Multimodal Integration of Ambulatory ECG and Clinical Features for Sudden Cardiac Death and Pump Failure Death Prediction
Steven Swee, Irsyad Adam, Erika Yilin Zheng, Ethan Ji, Ding Wang, William Speier, Jeffrey Hsu, Kai-Wei Chang, Kalyanam Shivkumar, Peipei Ping
Ambulatory electrocardiograms (ECG) provides continuous monitoring of the heart's electrical activity. However, many existing machine learning and artificial intelligence models for analyzing ambulatory ECG traces are often unimodal and do not incorporate patient clinical context. In this study, we propose a multimodal framework integrating ambulatory ECG-derived representations with clinical text embeddings to predict two cardiac outcomes: sudden cardiac death and pump failure death.

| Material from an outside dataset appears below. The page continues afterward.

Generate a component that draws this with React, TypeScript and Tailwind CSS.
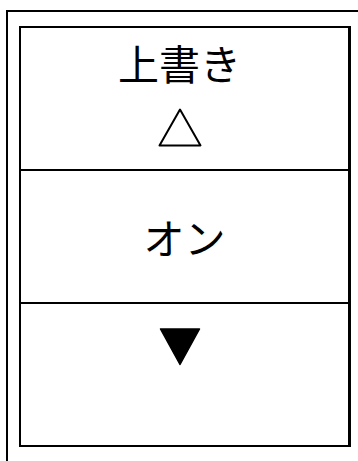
import React from "react";

const font = { fontFamily: '"Noto Sans CJK JP", "Noto Sans", sans-serif' };

const App = () => {
  return (
    <div className="w-[358px] h-[461px] overflow-hidden bg-white" style={font}>
      <div className="ml-[6px] mt-[10px] w-[400px] h-[500px] border-l-2 border-t-2 border-black">
        <div className="ml-[11px] mt-[14px] w-[332px] h-[421px] border-2 border-r-[3px] border-black flex flex-col text-black">
          {/* title + outline arrow */}
          <div className="h-[141px] pr-[10px] flex flex-col items-center">
            <div className="mt-[14px] text-[41px] leading-[41px]">上書き</div>
            <svg className="mt-[24px]" width="46" height="42" viewBox="0 0 46 42">
              <path
                d="M23 2.5 L43.5 38.5 L2.5 38.5 Z"
                fill="none"
                stroke="black"
                strokeWidth="2"
                strokeLinejoin="round"
              />
            </svg>
          </div>
          {/* current value */}
          <div className="h-[135px] border-y-2 border-black flex items-center justify-center">
            <span className="text-[41px] leading-[41px]">オン</span>
          </div>
          {/* down arrow */}
          <div className="flex-1 pr-[10px] flex justify-center">
            <svg className="mt-[24px]" width="42" height="38" viewBox="0 0 42 38">
              <path d="M1.5 1 L40.5 1 L21 36.5 Z" fill="black" stroke="black" strokeWidth="1.5" strokeLinejoin="round" />
            </svg>
          </div>
        </div>
      </div>
    </div>
  );
};

export default App;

Ambulatory ECG traces are preprocessed, segmented, and encoded via a multiple instance learning and temporal convolutional neural network framework. In parallel, patient clinical features are parsed into structured prompts, which are passed through a large language model to generate clinical reasoning; this reasoning passes through a biomedical language encoder to generate a text embedding. With the ECG and text embeddings, we systematically evaluate multiple fusion strategies, including concatenation- and gating-based approaches, to integrate these two data modalities. Our results demonstrate that multimodal models consistently outperform unimodal baselines, with adaptive fusion mechanisms providing the greatest improvements in predictive performance. Decision curve analysis highlights the potential clinical utility of the proposed framework for risk stratification. Finally, we visualize model attention across modalities, including ECG attention patterns, segment-level saliency, heart rate variability features, and clinical reasoning, to contextualize patient-specific predictions.